Phnom Penh, Cambodia – Dec 12-15, 2009
First impressions of Phnom Penh aren’t great. We arrive at night, our hotel pick up isn’t there, the tuk tuk drivers swarm us like piranhas, putrid smelling garbage and litter dominate the streets like no other Asian city we’ve seen, and one of the hardest things to deal with appears—child beggars and street vendors. Wayne also hadn’t told me Cambodia has the highest HIV rates in Asia, and the street scene can be particularly edgy.
But with no expectations, and me out of gas and already scraping rock bottom with travel fatigue, hidden gems appear. The people. They are warm, courteous and humble. After weeks of never feeling we were on solid ground dealing with some of the locals in Vietnam, our warning light suddenly shuts itself off.
Wayne blends in like a chameleon. In China he was mistaken for a local, often with mixed blessings. In Vietnam he was taken to be my guide. So he learned numbers, and how to say, ‘how much’ and ‘too expensive’, so he could get away with decent prices–sometimes. Even here in Cambodia where most locals are darker skinned, he has been mistaken as a local. It seems everybody wants to claim Wayne as their own. One foreigner even thought he was a vendor. With his few phrases of Khmer, he pulls of decent prices, though this isn’t the land of the eternal hustle like Vietnam. Wayne offers me a, ‘Get out of jail free’ card in the form of an early return. My aunt Vee is dying, I know it’s ripping my mom apart and I feel I should be there. But I suspect both mom and Vee would want me to continue, being great adventurers themselves. So we soldier on.
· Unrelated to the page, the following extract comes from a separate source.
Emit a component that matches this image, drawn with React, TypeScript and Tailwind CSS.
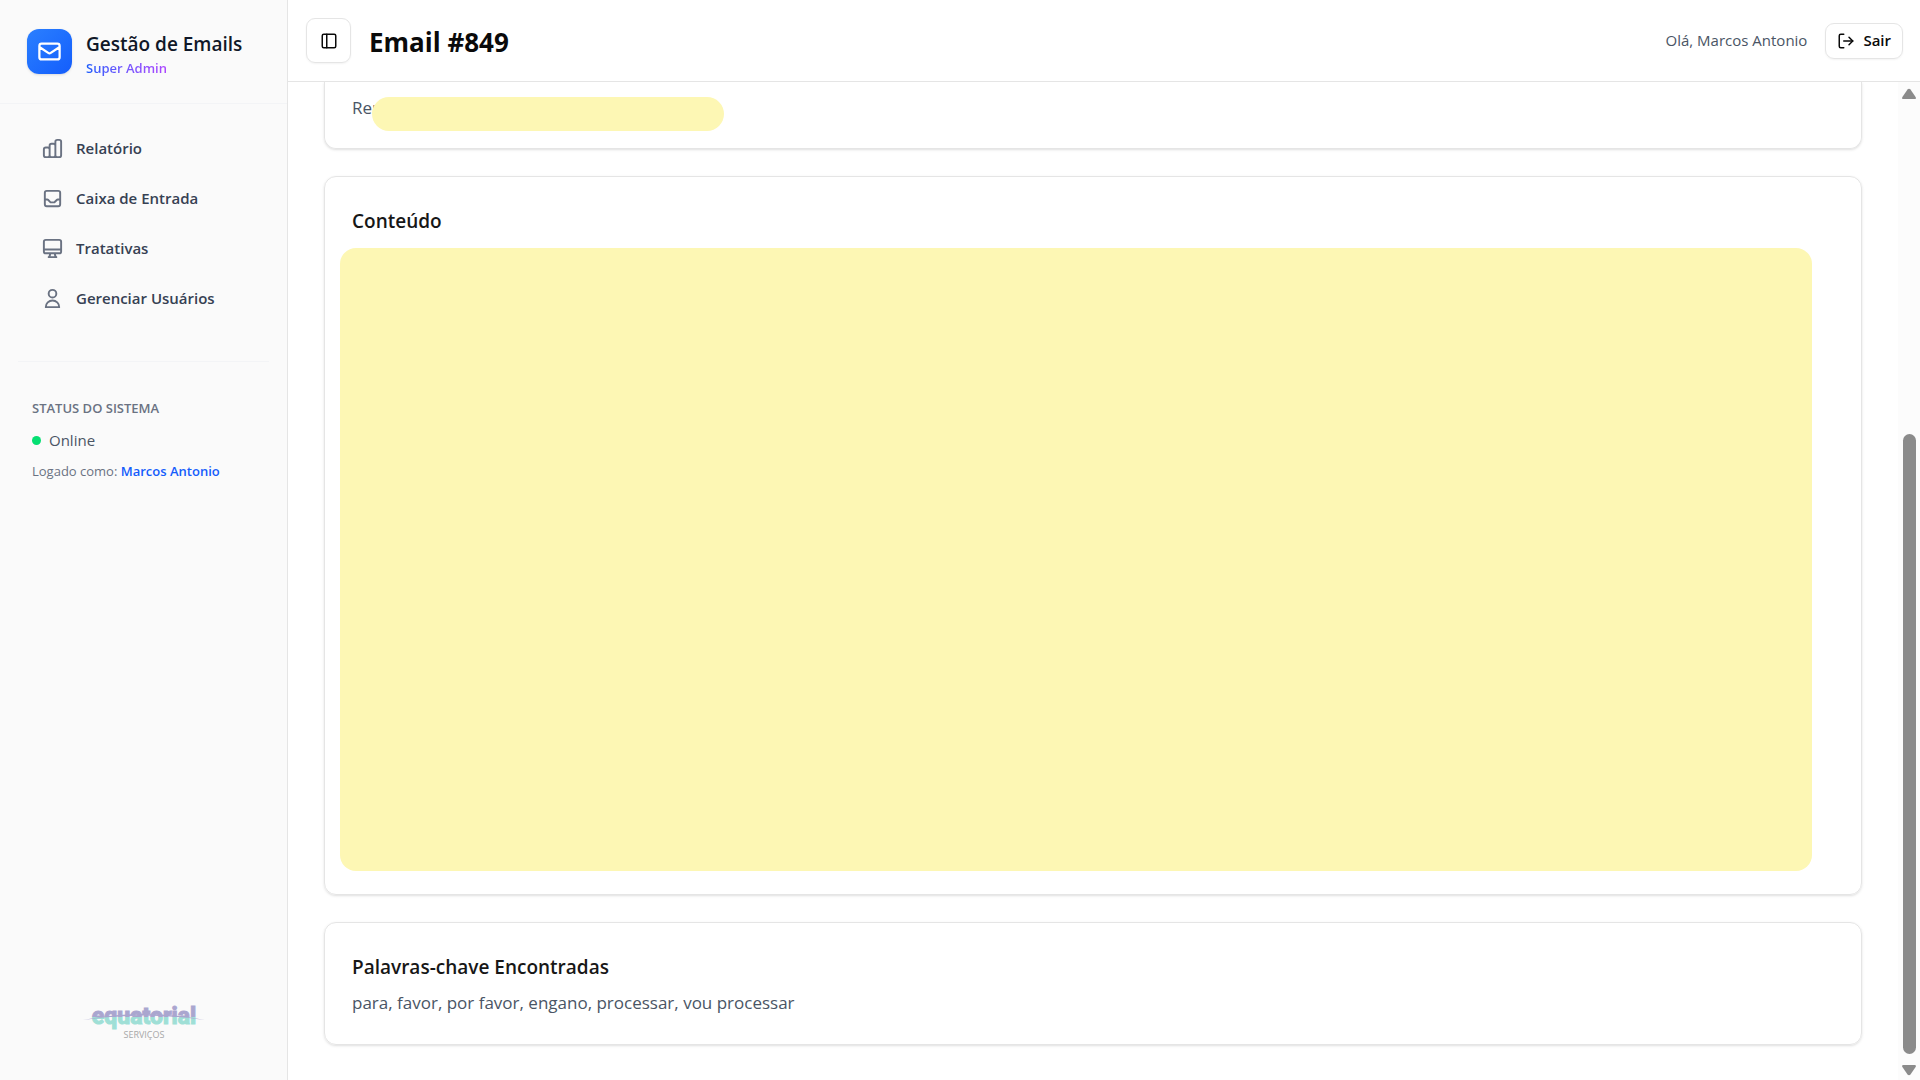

We hire a tuk tuk (100cc motorbike hauling 2 wheeled passenger carriage) driver named Tom, who is so humble and laid back we think it’s a language and cultural barrier at first. But his English is solid. He doesn’t push money, merely tells us to pay him afterwards what we think a day of his services is worth. This is a green light so we wind up hiring him for two days. During this time we get to know him. A high school grad with lost aspirations to be a doctor, he has to content himself hustling fares. A great day is $15. A very decent year might be $2000. He drops $750 a year on school fees for his girls Petra and Sopheary, ages 9 and 12.
Cambodia is a place with unfathomable human contrasts, and irony. We visit Tuol Sleng Museum, a former high school, and one of detention and torture chambers of the Khmer Rouge during their genocidal reign of terror–1975-1978. At the ticket booth, advertisements flogging an Indian restaurant greet us. This in a place where 100 people were brutally killed daily.
Group shackles:
Rules of the Tuol Sleng Prison (translated)
We move onto the primitive torture and interrogation rooms, and scan the grisly photo displays of the many victims.
Little songbirds playfully fly in and out of the former cells, in sharp contrast to the sobering legacy of the building.
A sharply divergent experience to this is the Royal Palace which still houses the King, a largely ceremonial position. Here we learn how venerated the cobra is as a protector, how layered roofs are designed to replicate the scales of cobras and their tails pointing to the sky.
We follow this with a trip to one of the killing fields, Choeung Ek. One of the most popular of destinations for tourists, it’s set in a quiet, lush rural landscape of farms and green hues. A nearby school with the most innocent of sounds, children singing shadows, in fact adds a thick measure of sombreness to our movements.
An enormous stupa with 17 levels of clothing, skulls and bones greets all visitors. Despite the macabreness of piles of skulls, it is a tasteful and moving homage to the 20,000 souls who were, or are still buried in mass graves here.
A peaceful walk through the grounds takes us to these empty pits. Along the way we pass the tree used to crush the heads of baby skulls, the mass grave of scores of headless bodies, and the ‘Magic Tree’ used to hang speakers playing propaganda slogans so loud as to drown out the cries and moans of those dying. Almost everybody was killed by hand with simple farming tools, bamboo canes, knives….this wasn’t the sophisticated, systemic killing machine of the Nazi, in fact I think this is even more grisly and it became friends killing friends, neighbour on neighbours, comrades on comrades.
Phnom Penh is a dump, no doubt about it. But it offers respite in the form of decent, decent food as we tend to frequent restaurants that have taken in and trained street kids in the hospitality trade. These almost always cater to expats and tourist, but the food is great. And the people are either unfailing polite and courteous, or have a lost, aimless look, especially the children. Malnutrition, perhaps? Again, the contrasts and irony of Cambodia (so far).
We end three memorable days giving an English lesson to Tom’s girls in their two-room concrete abode on the edge of town. The girls are adorable, and though they have some English vocabulary, they couldn’t conjugate a verb any better than we could in Khmer. It was refreshing meeting decent people without a hustle up their sleeve.
Favourite meal:
Homemade yogurt with homemade granola with fresh mango and papaya at the Garden Centre Cafe. A close second was the fried noodle salad with tofu and sweet potato spring rolls at Romdeng.